On se souvient que, comme de nombreuses autres salles dans le monde, le Metropoitan Opera de New-York avait clot ses portes plus tôt que prévu, le 12 mars dernier, après avoir été contraint « d'annuler ses répétitions et représentations du fait de la pandémie mondiale de la Covid-19 ». Le Met espérait alors pouvoir reprendre ses activités au 31 décembre 2020. Manifestement, il n'en sera rien : l'institution new-yorkaise annonce l'annulation de la totalité de sa saison 2020-21. Un choc dans l'univers lyrique, au regard du poids de la maison new-yorkaise, et qui fait craindre que d'autres institutions culturelles soient contraintes de suivre le même exemple – pour mémoire, voici quelques semaines, le docteur Anthony Fauci (membre de la cellule de crise de l'administration Trump sur le coronavirus) avait évoqué une fermeture des salles de spectacles « jusqu’à fin 2021 voire au-delà », avant de se raviser suite à l’incrédulité des principaux acteurs du monde du spectacle outre-Atlantique. La réalité sanitaire pourrait finalement lui donner raison.
Car les motivations d'une telle annulation sont évidemment sanitaires et liées à la pandémie de la Covid-19 toujours en cours. Après avoir consulté les autorités de santé publique, le Met a décidé qu'il n'était pas sûr de reprendre ses activités tant qu'un vaccin contre le coronavirus n'aura pas été largement administré au sein de la population. Selon l'institution, il faudrait patienter environ cinq à six mois après la mise à disposition d'un vaccin. Et Andrew Cuomo, gouverneur de l'Etat de New York, n'a toujours pas autorisé la reprise des spectacles en intérieur, y compris en jauge réduite.
Au-delà de l'aspect sanitaire, la décision aura aussi des conséquences financières lourdes, puisque les pertes du Met depuis sa fermeture en mars dernier s'élèveraient à 154 millions de dollars. Selon le directeur général du Met Peter Gelb, il s'agit là de « la période la plus difficile » qu'ait connu l'Opéra au cours de ses 137 années d'existence, fragilisant l'institution que certains voyaient jusqu'alors inébranlable.
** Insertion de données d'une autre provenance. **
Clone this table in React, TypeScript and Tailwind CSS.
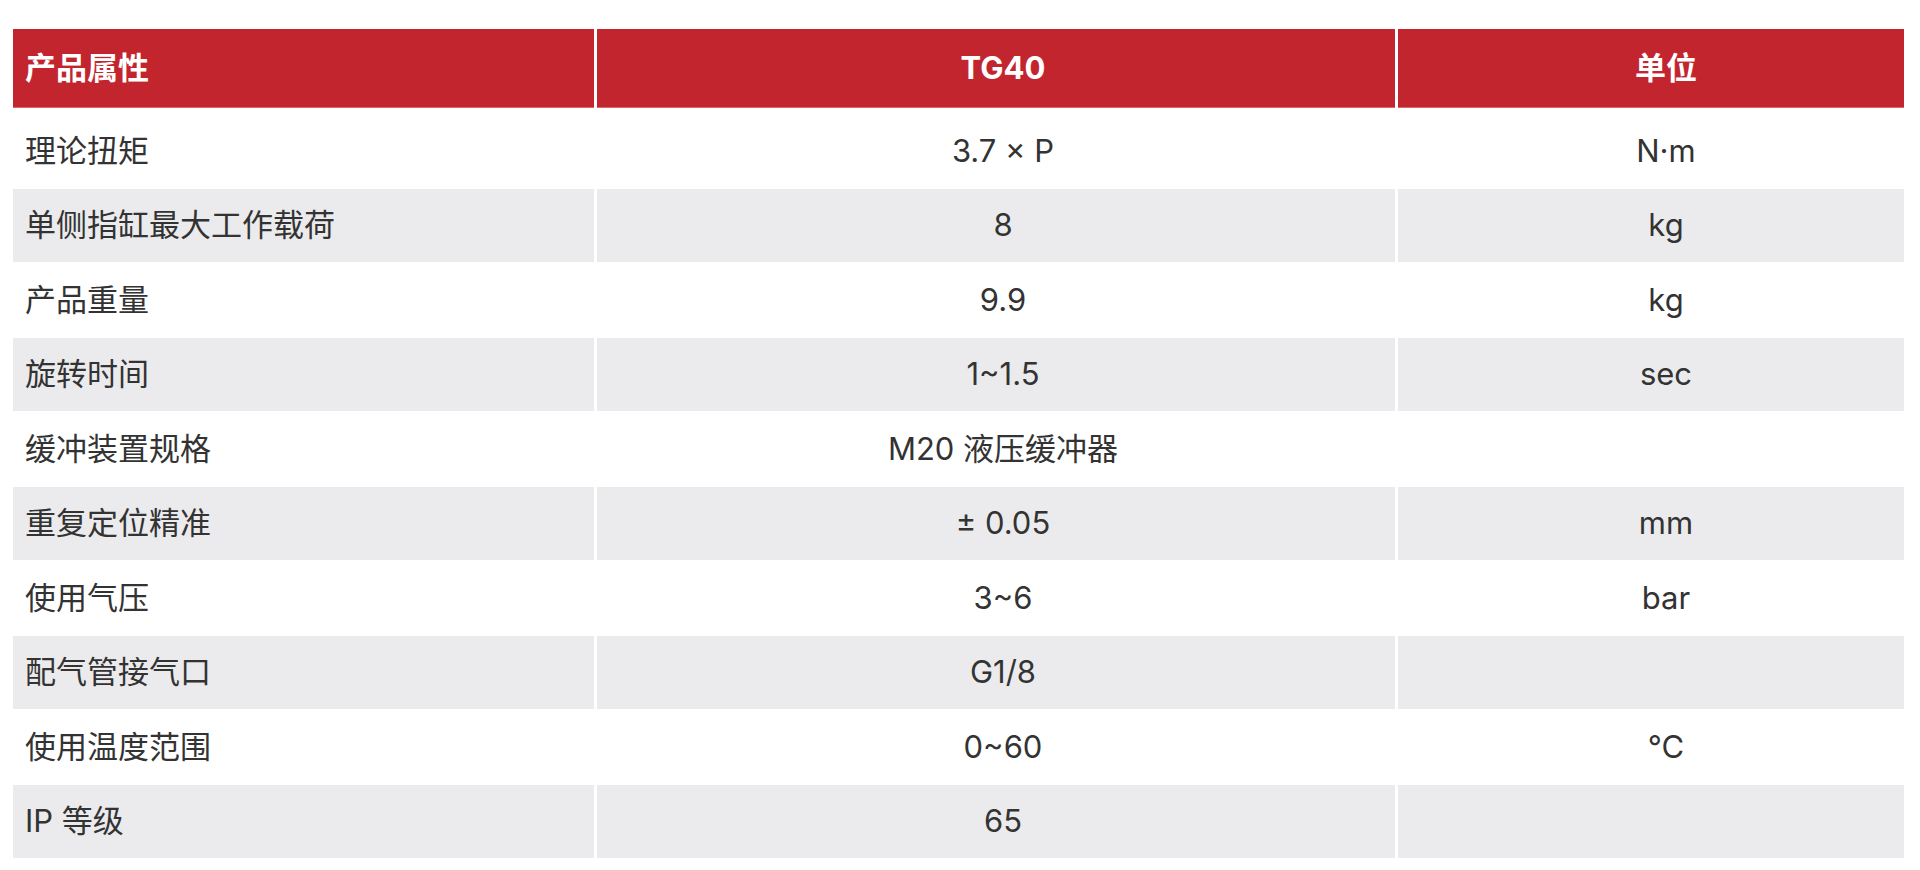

Suite à ce constat financier, Peter Gelb souhaite maintenir l'excellence de la maison lyrique dont il est à la tête depuis quatorze ans, mais il sait qu'il faudra « réduire globalement (ses) coûts ». Si depuis avril, environ mille membres du personnel sont au chômage technique (conservant leur couverture social, mais ne touchant plus aucun salaire), le directeur a d'ores et déjà lancé un appel aux syndicats afin de négocier une nouvelle convention collective, qui incluerait notamment une baisse de salaire notable sur le long terme. Toutefois, le syndicat AGMA (qui représente plusieurs corps de métier de l'opéra) a déjà réagi en indiquant que « le Met semble déterminé à profiter de cette période pour éviscérer nos contrats et ceux d'autres employés syndiqués », ajoutant que « la situation individuelle et familiale de nos membres deviendrait intenable financièrement ».
Des propos similaires sont tenus par les représentants de l'Orchestre du Met Opera, sans revenu depuis mars dernier et qui pourraient donc le rester jusqu’en septembre 2021 – l’Orchestre regrette surtout de ne pas avoir été impliqué dans les activités numériques du Met (comme la série de concerts des Met Stars) qui auraient permis aux musiciens de travailler dans des conditions adaptées. Toujours selon les représentants de l’Orchestre, « acter qu’il faut réduire les coûts salariaux n’est pas une solution viable et pérenne pour l’avenir ».
Enfin, seul motif de satisfaction dans le contexte actuel : le Met connait un afflux de dons important, comptant notamment 30 000 nouveaux donateurs – un résultat encourageant lorsque l'on sait que le mécénat est la principale source de revenu du Met, dont le budget atteignait 312 millions de dollars en 2018-2019. Reste à déterminer si les contributions des mécènes seront suffisantes, et comment l'institution entend conserver un lien avec son public durant cette saison 2020-2021.